# Task to carry out:
Repeat what the lines below say, word for word, and skip every image.

-- start of Data excerpt --

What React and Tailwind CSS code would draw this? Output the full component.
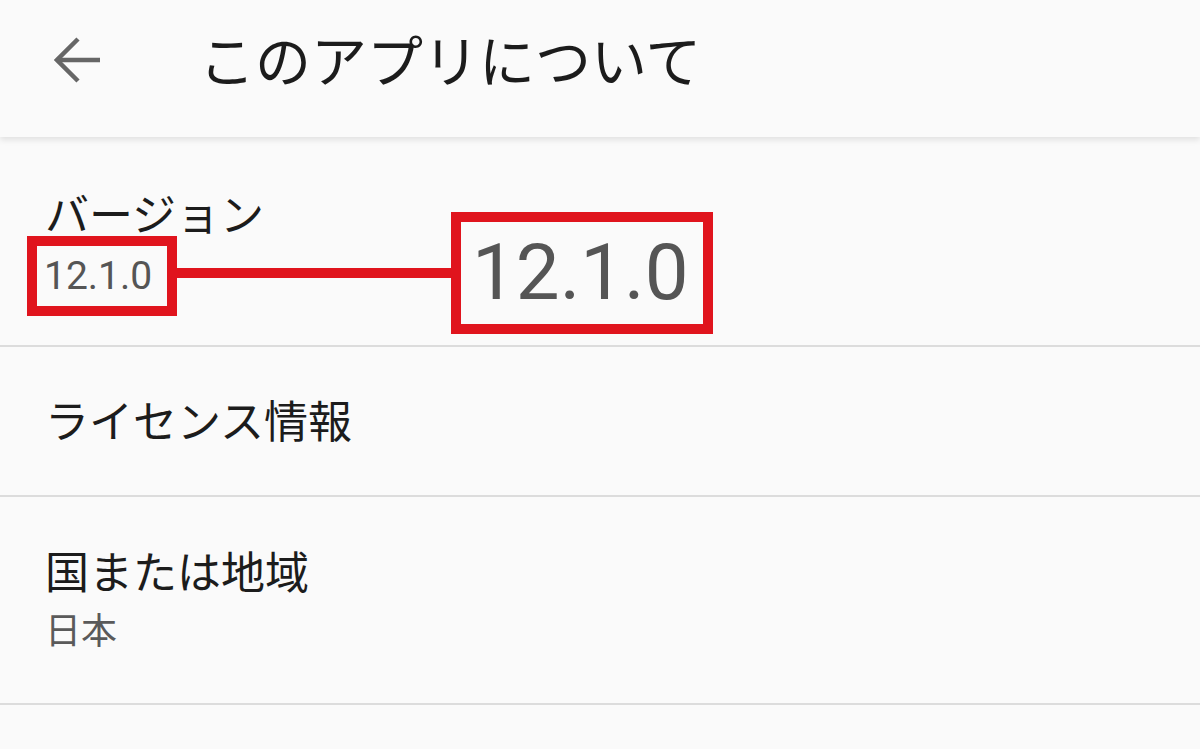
export default function App() {
  const jp = "font-['Noto_Sans_CJK_JP',sans-serif]";
  const num = "font-['Roboto','Noto_Sans',sans-serif]";

  return (
    <div className="w-[1200px] h-[749px] overflow-hidden bg-[#fafafa] flex flex-col">
      {/* ヘッダー */}
      <header className="relative z-10 h-[137px] shrink-0 flex items-start pt-[30px] pl-[54px] bg-[#fafafa] shadow-[0_3px_6px_rgba(0,0,0,0.10)]">
        <svg
          className="mt-[6px] w-[48px] h-[48px] shrink-0"
          viewBox="0 0 48 48"
          fill="none"
          stroke="#666666"
          strokeWidth="4.5"
        >
          <path d="M46 24H3" />
          <path d="M24 3L3 24L24 45" />
        </svg>
        <h1 className={`${jp} ml-[97px] text-[56px] leading-none font-normal text-[#1c1c1c]`}>
          このアプリについて
        </h1>
      </header>

      {/* バージョン */}
      <div className="h-[210px] shrink-0 border-b-2 border-[#dcdcdc] pt-[53px] pl-[27px]">
        <p className={`${jp} ml-[18px] text-[44px] leading-none text-[#1c1c1c]`}>
          バージョン
        </p>
        <div className="mt-[2px] flex items-start">
          <div className="w-[150px] h-[80px] shrink-0 border-[10px] border-[#e0141d] pl-[7px]">
            <span className={`${num} block text-[39px] leading-[60px] text-[#555555]`}>12.1.0</span>
          </div>
          <div className="mt-[32px] w-[274px] h-[10px] shrink-0 bg-[#e0141d]" />
          <div className="-mt-[24px] w-[262px] h-[122px] shrink-0 border-[10px] border-[#e0141d] pl-[11px] bg-[#fafafa]">
            <span className={`${num} block text-[78px] leading-[102px] text-[#555555]`}>12.1.0</span>
          </div>
        </div>
      </div>

      {/* ライセンス情報 */}
      <div className="h-[150px] shrink-0 border-b-2 border-[#dcdcdc] pt-[50px] pl-[45px]">
        <p className={`${jp} text-[44px] leading-none text-[#1c1c1c]`}>ライセンス情報</p>
      </div>

      {/* 国または地域 */}
      <div className="h-[208px] shrink-0 border-b-2 border-[#dcdcdc] pt-[51px] pl-[45px]">
        <p className={`${jp} text-[44px] leading-none text-[#1c1c1c]`}>国または地域</p>
        <p className={`${jp} mt-[18px] text-[36px] leading-none text-[#5a5a5a]`}>日本</p>
      </div>

      <div className="flex-1" />
    </div>
  );
}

-- end of Data excerpt --

# Answer in full:
What React and Tailwind CSS code would draw this? Output the full component.
export default function App() {
  const jp = "font-['Noto_Sans_CJK_JP',sans-serif]";
  const num = "font-['Roboto','Noto_Sans',sans-serif]";

  return (
    <div className="w-[1200px] h-[749px] overflow-hidden bg-[#fafafa] flex flex-col">
      {/* ヘッダー */}
      <header className="relative z-10 h-[137px] shrink-0 flex items-start pt-[30px] pl-[54px] bg-[#fafafa] shadow-[0_3px_6px_rgba(0,0,0,0.10)]">
        <svg
          className="mt-[6px] w-[48px] h-[48px] shrink-0"
          viewBox="0 0 48 48"
          fill="none"
          stroke="#666666"
          strokeWidth="4.5"
        >
          <path d="M46 24H3" />
          <path d="M24 3L3 24L24 45" />
        </svg>
        <h1 className={`${jp} ml-[97px] text-[56px] leading-none font-normal text-[#1c1c1c]`}>
          このアプリについて
        </h1>
      </header>

      {/* バージョン */}
      <div className="h-[210px] shrink-0 border-b-2 border-[#dcdcdc] pt-[53px] pl-[27px]">
        <p className={`${jp} ml-[18px] text-[44px] leading-none text-[#1c1c1c]`}>
          バージョン
        </p>
        <div className="mt-[2px] flex items-start">
          <div className="w-[150px] h-[80px] shrink-0 border-[10px] border-[#e0141d] pl-[7px]">
            <span className={`${num} block text-[39px] leading-[60px] text-[#555555]`}>12.1.0</span>
          </div>
          <div className="mt-[32px] w-[274px] h-[10px] shrink-0 bg-[#e0141d]" />
          <div className="-mt-[24px] w-[262px] h-[122px] shrink-0 border-[10px] border-[#e0141d] pl-[11px] bg-[#fafafa]">
            <span className={`${num} block text-[78px] leading-[102px] text-[#555555]`}>12.1.0</span>
          </div>
        </div>
      </div>

      {/* ライセンス情報 */}
      <div className="h-[150px] shrink-0 border-b-2 border-[#dcdcdc] pt-[50px] pl-[45px]">
        <p className={`${jp} text-[44px] leading-none text-[#1c1c1c]`}>ライセンス情報</p>
      </div>

      {/* 国または地域 */}
      <div className="h-[208px] shrink-0 border-b-2 border-[#dcdcdc] pt-[51px] pl-[45px]">
        <p className={`${jp} text-[44px] leading-none text-[#1c1c1c]`}>国または地域</p>
        <p className={`${jp} mt-[18px] text-[36px] leading-none text-[#5a5a5a]`}>日本</p>
      </div>

      <div className="flex-1" />
    </div>
  );
}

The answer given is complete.